Homo economicus, ciertamente, pero también zoon politikon por los cuatro costados. Siempre que conversábamos, la política era tema obligado. Sus opiniones eran autorizadas, producto de una mente analítica, práctica, alimentada con informaciones confiables de primera mano que recogía de su amplia red de amigos, entre los que se destacaban intelectuales de fuste. ¿Quién dijo que lo de Alejandro Grullón era solo la banca? Lo suyo era el país y de ahí que sus preocupaciones sociales y políticas marcharan paralelas al cuidado que dispensaba a los negocios y a los miles de dominicanos que le confiaron sus ahorros e inversiones. Popular era más que un adjetivo. Respondía a una filosofía de vida que difería de la burbuja social en que se forjó la pléyade de emprendedores y visionarios cibaeños a los que pertenecía el banquero y filántropo. He ahí otra clave de su personalidad: la cercanía, la apertura, la disposición a escuchar al otro y sus necesidades. Un hombre popular.
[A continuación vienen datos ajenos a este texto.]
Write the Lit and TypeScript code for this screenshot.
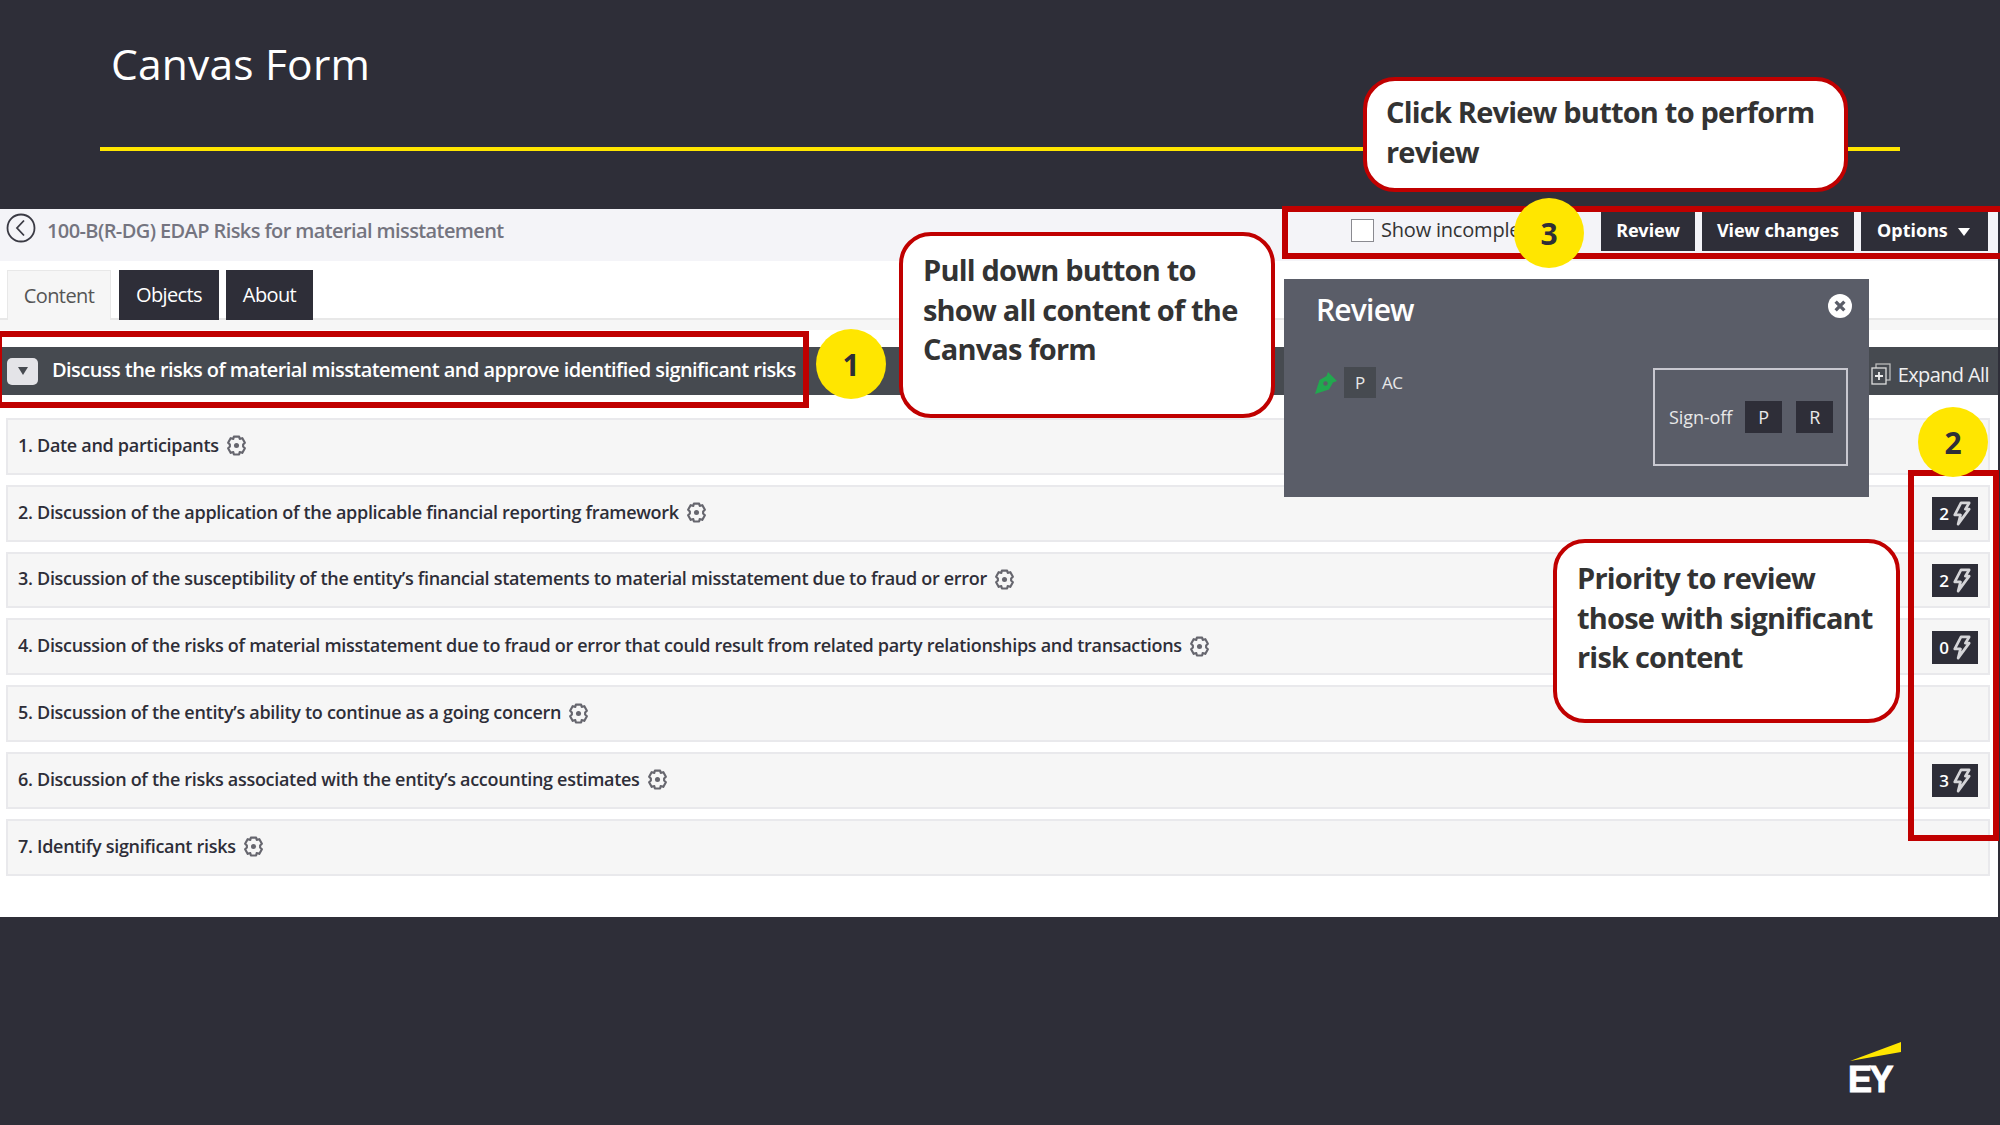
import { LitElement, html, css, svg } from "lit";
import { customElement } from "lit/decorators.js";

const rows: { t: string; n?: number }[] = [
  { t: "1. Date and participants" },
  { t: "2. Discussion of the application of the applicable financial reporting framework", n: 2 },
  { t: "3. Discussion of the susceptibility of the entity’s financial statements to material misstatement due to fraud or error", n: 2 },
  { t: "4. Discussion of the risks of material misstatement due to fraud or error that could result from related party relationships and transactions", n: 0 },
  { t: "5. Discussion of the entity’s ability to continue as a going concern" },
  { t: "6. Discussion of the risks associated with the entity’s accounting estimates", n: 3 },
  { t: "7. Identify significant risks" },
];

const gear = svg`<svg class="gear" viewBox="0 0 20 20" width="21" height="23"><path d="M7.500 1.500h5l.5 2.200 2.500-.7 2.500 4.300-1.700 1.700v2l1.700 1.700-2.500 4.300-2.500-.7-.5 2.200h-5l-.5-2.200-2.500.7L2 12.700l1.700-1.700V9L2 7.300 4.500 3l2.500.7z" fill="none" stroke="#66666e" stroke-width="2" stroke-linejoin="round"/><circle cx="10" cy="10" r="2.400" fill="#66666e"/></svg>`;
const bolt = svg`<svg viewBox="0 0 20 26" width="20" height="25"><path d="M10 2h8.500l-4 6.500H18.500L7 24l2.500-9.500H3.500z" fill="none" stroke="#d5d5d8" stroke-width="2.800" stroke-linejoin="round"/></svg>`;

@customElement("app-root")
export class AppRoot extends LitElement {
  static styles = css`
    :host { display: block; width: 2000px; height: 1125px; position: relative; overflow: hidden; background: #2e2e38; font-family: "Open Sans", "Noto Sans", sans-serif; }
    .head { height: 209px; box-sizing: border-box; padding: 35px 100px 0; color: #fff; }
    .head h1 { margin: 0 0 0 11px; font-size: 42.500px; font-weight: 400; line-height: 58px; height: 60px; letter-spacing: 0.2px; }
    .rule { height: 4px; background: #ffe600; margin-top: 52px; }
    .panel { width: 1998px; height: 708px; background: #fff; display: flex; flex-direction: column; }
    .top { height: 52px; background: #f4f4f8; display: flex; align-items: center; padding-left: 6px; color: #747480; font-size: 20px; font-weight: 600; letter-spacing: -0.6px; flex: none; }
    .back { margin-right: 11px; flex: none; margin-top: -14px; }
    .title { flex: 1; margin-top: -9px; }
    .tools { display: flex; align-items: center; align-self: stretch; padding: 3px 10px 10px 0; gap: 7px; color: #333; letter-spacing: -0.2px; font-size: 20px; }
    .chk { width: 23px; height: 23px; background: #fff; border: 1px solid #8a8a90; box-sizing: border-box; margin-top: -2px; }
    .show { width: 213px; font-weight: 500; color: #333; margin-top: -4px; white-space: nowrap; overflow: hidden; }
    .btn { background: #2e2e38; color: #fff; height: 39px; box-sizing: border-box; padding-bottom: 3px; display: flex; align-items: center; justify-content: center; font-weight: 700; font-family: "Noto Sans", sans-serif; font-size: 18px; letter-spacing: 0; }
    .b1 { width: 94px; } .b2 { width: 152px; } .b3 { width: 127px; gap: 10px; padding-right: 2px; }
    .caret { width: 0; height: 0; border: 6px solid transparent; border-top: 8px solid #fff; border-bottom: 0; margin-top: 3px; }
    .tabs { display: flex; height: 59px; padding: 9px 0 0 7px; box-sizing: border-box; gap: 7px; border-bottom: 2px solid #e8e8e8; flex: none; font-size: 20px; letter-spacing: -0.6px; }
    .tab { background: #2e2e38; color: #fff; display: flex; align-items: center; justify-content: center; height: 50px; padding-bottom: 1px; box-sizing: border-box; }
    .tab.on { background: #f6f6f6; color: #555; border: 1px solid #e8e8e8; border-bottom: 0; width: 104px; margin-right: 1px; }
    .t2 { width: 100px; } .t3 { width: 87px; }
    .gapband { height: 27px; flex: none; background: linear-gradient(#f6f6f6 0 10px, #fff 10px); }
    .bar { height: 48px; background: #464a50; color: #fff; display: flex; align-items: center; padding-left: 7px; font-size: 20px; font-weight: 600; letter-spacing: -0.56px; flex: none; }
    .tri { width: 31px; height: 27px; background: #e4e4e8; border-radius: 5px; display: flex; align-items: center; justify-content: center; margin-right: 14px; flex: none; }
    .tri i { width: 0; height: 0; border: 5px solid transparent; border-top: 8px solid #464a50; border-bottom: 0; }
    .bartext { flex: 1; margin-top: -3px; }
    .expand { display: flex; align-items: center; gap: 7px; margin: 6px 9px 0 0; font-weight: 400; letter-spacing: -0.6px; color: #f0f0f0; font-size: 20px; }
    .rows { display: flex; flex-direction: column; gap: 10px; padding: 23px 8px 0 6px; }
    .row { height: 56.800px; box-sizing: border-box; background: #f6f6f6; border: 2px solid #e9e9ec; display: flex; align-items: center; padding: 0 10px 0 10px; font-size: 18px; font-weight: 600; letter-spacing: -0.3px; color: #2e2e38; }
    .gear { margin-left: 7px; flex: none; margin-top: -1px; }
    .txt { margin-top: -3px; }
    .badge { margin-left: auto; margin-top: 1px; width: 46px; height: 33px; background: #2e2e38; color: #fff; display: flex; align-items: center; justify-content: center; gap: 2px; font-size: 17px; font-weight: 600; letter-spacing: 0; }
    .logo { position: absolute; left: 1850px; top: 1042px; width: 52px; height: 54px; }
    .logo b { position: absolute; left: -2px; top: 19px; font: 700 36px/37px "Liberation Sans", sans-serif; letter-spacing: -2.500px; color: #fff; -webkit-text-stroke: 1px #fff; }
    .logo svg { position: absolute; left: 0; top: 0; }
    .redbox { position: absolute; border: 6px solid #c00000; box-sizing: border-box; }
    .r1 { left: -4px; top: 331px; width: 813px; height: 77px; }
    .r2 { left: 1282px; top: 206px; width: 730px; height: 53px; }
    .r3 { left: 1908px; top: 470px; width: 91px; height: 371px; }
    .call { position: absolute; background: #fff; border: 4px solid #c00000; border-radius: 32px; box-sizing: border-box; color: #333; font-size: 29px; font-weight: 700; line-height: 39.500px; padding: 14px 14px 14px 20px; letter-spacing: -0.8px; }
    .c1 { left: 1363px; top: 77px; width: 485px; height: 115px; padding-top: 11px; padding-left: 19px; }
    .c2 { left: 899px; top: 232px; width: 376px; height: 186px; padding-top: 14px; }
    .c3 { left: 1553px; top: 539px; width: 347px; height: 184px; padding-top: 15px; }
    .num { position: absolute; width: 70px; height: 70px; border-radius: 50%; background: #ffe600; color: #2e2e38; display: flex; align-items: center; justify-content: center; font: 700 30px "Open Sans", sans-serif; }
    .n1 { left: 816px; top: 329px; } .n2 { left: 1918px; top: 407px; } .n3 { left: 1514px; top: 198px; }
    .review { position: absolute; left: 1284px; top: 279px; width: 585px; height: 218px; background: #5a5d68; color: #fff; }
    .review h2 { margin: 0; position: absolute; left: 32px; top: 10px; font-size: 30px; font-weight: 600; letter-spacing: -0.8px; }
    .x { position: absolute; left: 544px; top: 15px; width: 24px; height: 24px; }
    .who { position: absolute; left: 30px; top: 88px; display: flex; align-items: center; gap: 6px; font-size: 17px; letter-spacing: -0.4px; color: #e8e8e8; }
    .pb { width: 32px; height: 31px; background: #464a50; display: flex; align-items: center; justify-content: center; font-size: 17px; }
    .sign { position: absolute; left: 369px; top: 89px; width: 195px; height: 98px; border: 2px solid #c8c8d0; box-sizing: border-box; display: flex; align-items: center; padding-left: 14px; gap: 13px; font-size: 18px; letter-spacing: -0.1px; color: #e8e8e8; }
    .sb { width: 37px; height: 32px; background: #2e2e38; display: flex; align-items: center; justify-content: center; margin-right: 1px; }
  `;

  render() {
    return html`
      <div class="head">
        <h1>Canvas Form</h1>
        <div class="rule"></div>
      </div>
      <div class="panel">
        <div class="top">
          <svg class="back" viewBox="0 0 30 30" width="30" height="30"><circle cx="15" cy="15" r="13.500" fill="none" stroke="#3a3a44" stroke-width="1.800"/><path d="M18 7.500L11 15l7 7.500" fill="none" stroke="#3a3a44" stroke-width="1.800"/></svg>
          <span class="title">100-B(R-DG) EDAP Risks for material misstatement</span>
          <div class="tools">
            <span class="chk"></span>
            <span class="show">Show incomplete</span>
            <span class="btn b1">Review</span>
            <span class="btn b2">View changes</span>
            <span class="btn b3">Options <i class="caret"></i></span>
          </div>
        </div>
        <div class="tabs">
          <span class="tab on">Content</span>
          <span class="tab t2">Objects</span>
          <span class="tab t3">About</span>
        </div>
        <div class="gapband"></div>
        <div class="bar">
          <span class="tri"><i></i></span>
          <span class="bartext">Discuss the risks of material misstatement and approve identified significant risks</span>
          <span class="expand">
            <svg viewBox="0 0 20 22" width="20" height="22"><rect x="5" y="1" width="14" height="16" fill="none" stroke="#bbb" stroke-width="1.300"/><rect x="1" y="5" width="14" height="16" fill="#464a50" stroke="#ddd" stroke-width="1.300"/><path d="M8 9v8M4 13h8" stroke="#eee" stroke-width="1.800"/></svg>
            Expand All
          </span>
        </div>
        <div class="rows">
          ${rows.map(
            (r) => html`<div class="row">
              <span class="txt">${r.t}</span>${gear}
              ${r.n !== undefined ? html`<span class="badge">${r.n}${bolt}</span>` : ""}
            </div>`
          )}
        </div>
      </div>
      <div class="logo">
        <svg width="52" height="20" viewBox="0 0 52 20"><path d="M0 19L51 0v10z" fill="#ffe600"/></svg>
        <b>EY</b>
      </div>
      <div class="redbox r1"></div>
      <div class="redbox r2"></div>
      <div class="redbox r3"></div>
      <div class="review">
        <h2>Review</h2>
        <svg class="x" viewBox="0 0 22 22"><circle cx="11" cy="11" r="11" fill="#fff"/><path d="M7 7l8 8M15 7l-8 8" stroke="#5a5d68" stroke-width="3"/></svg>
        <div class="who">
          <svg viewBox="0 0 24 24" width="24" height="26"><path d="M14 1l9 9-4 1.500-4 7L1 23l4.500-14 7-4z" fill="#22a84f"/><circle cx="11.500" cy="12.500" r="2.200" fill="#5a5d68"/></svg>
          <span class="pb">P</span><span>AC</span>
        </div>
        <div class="sign"><span>Sign-off</span><span class="sb">P</span><span class="sb">R</span></div>
      </div>
      <div class="call c1">Click Review button to perform review</div>
      <div class="call c2">Pull down button to show all content of the Canvas form</div>
      <div class="call c3">Priority to review those with significant risk content</div>
      <div class="num n1">1</div>
      <div class="num n2">2</div>
      <div class="num n3">3</div>
    `;
  }
}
En Alejandro Grullón vislumbré un patriota, en el sentido correcto. Sus ideas y motivaciones políticas colindaban con los propósitos de reforma económica y social que animaban a los fundadores de Moderno y a quienes desde la Fundación Economía y Desarrollo propugnábamos por la liberalización de la economía y un quehacer político alejado de la tradición clientelar, en aquella década turbulenta de los años ochenta. La banca y la actividad político-partidista nunca han congeniado, y eso lo sabía muy bien don Alejandro. En los conciliábulos políticos que con otros amigos manteníamos en el apartamento donde vivía en aquel entonces en la avenida Bolívar, nos convencimos de que era el hombre ideal para tomar las riendas nacionales. Así, el banquero y amigo, que siempre me incitaba con la oferta de un buen vino “ahora, que tengo una cava magnífica en La Romana” y me recordaba su preferencia por el restaurante Guinea Grill, en Londres, se convirtió en mi candidato favorito sin ser postulado o aceptado el encargo.

Con ese propósito, pedimos una cita a José Francisco Peña Gómez, quien nos recibió de inmediato. Con una ingenuidad de la que ahora desconfío, le planteamos que la única posibilidad de derrotar a Joaquín Balaguer en las elecciones de 1990 era con la candidatura de un independiente, alguien con bagaje social y aceptación popular, distante de la polaridad partidista que en ese entonces reinaba y quien fuese, además, un demócrata convencido. Alejandro Grullón era también su amigo, y en el PRD se le quería. Como buen político y dominicano de bien, el líder perredeísta escuchó nuestros argumentos y pareció convencido aunque nada dijo para delatar su preferencia.

No bien habíamos abandonado la reunión, se propalaba la noticia de que un grupo de jóvenes había visitado a Peña Gómez para comprarle la candidatura presidencial. En medios ligados a la competencia del Banco Popular se repetía la falacia, parte de una declaración dada por alguien proveniente de la izquierda y que había unido su suerte política al PRD. Posteriormente, los hechos confirmaron lo que pensábamos. Balaguer ganó las elecciones y se impuso nuevamente cuatro años más tarde, en 1994, período de gobierno acortado por la crisis política que sobrevino.

Era una oportunidad para enderezar el rumbo político, y como me recordó hace unos días uno de los participantes en la reunión, nos embargaba una genuina preocupación por el país. Y sí, nuestro candidato era un hombre de condiciones, poder de convencimiento, con ideas concretas de qué hacer para relanzar la economía y reactivar las energías nacionales. No advertíamos en él afán de poder por el poder mismo, sino una profunda fe en la nación y en el colectivo, la misma convicción que le llevó a adelantarse a los tiempos del compromiso social de las empresas al crear un banco cuyo capital se cimentaba en la suscripción popular.

A Alejandro Grullón se le recordará como el padre de la banca, como un emprendedor y visionario. Con justa razón. Me quedo con el hombre inspirado, de curiosidad insaciable, de conversación fluida, de un fino sentido del humor. Del dominicano que llevó con orgullo su nacionalidad y desconoció con plena conciencia las barreras sociales.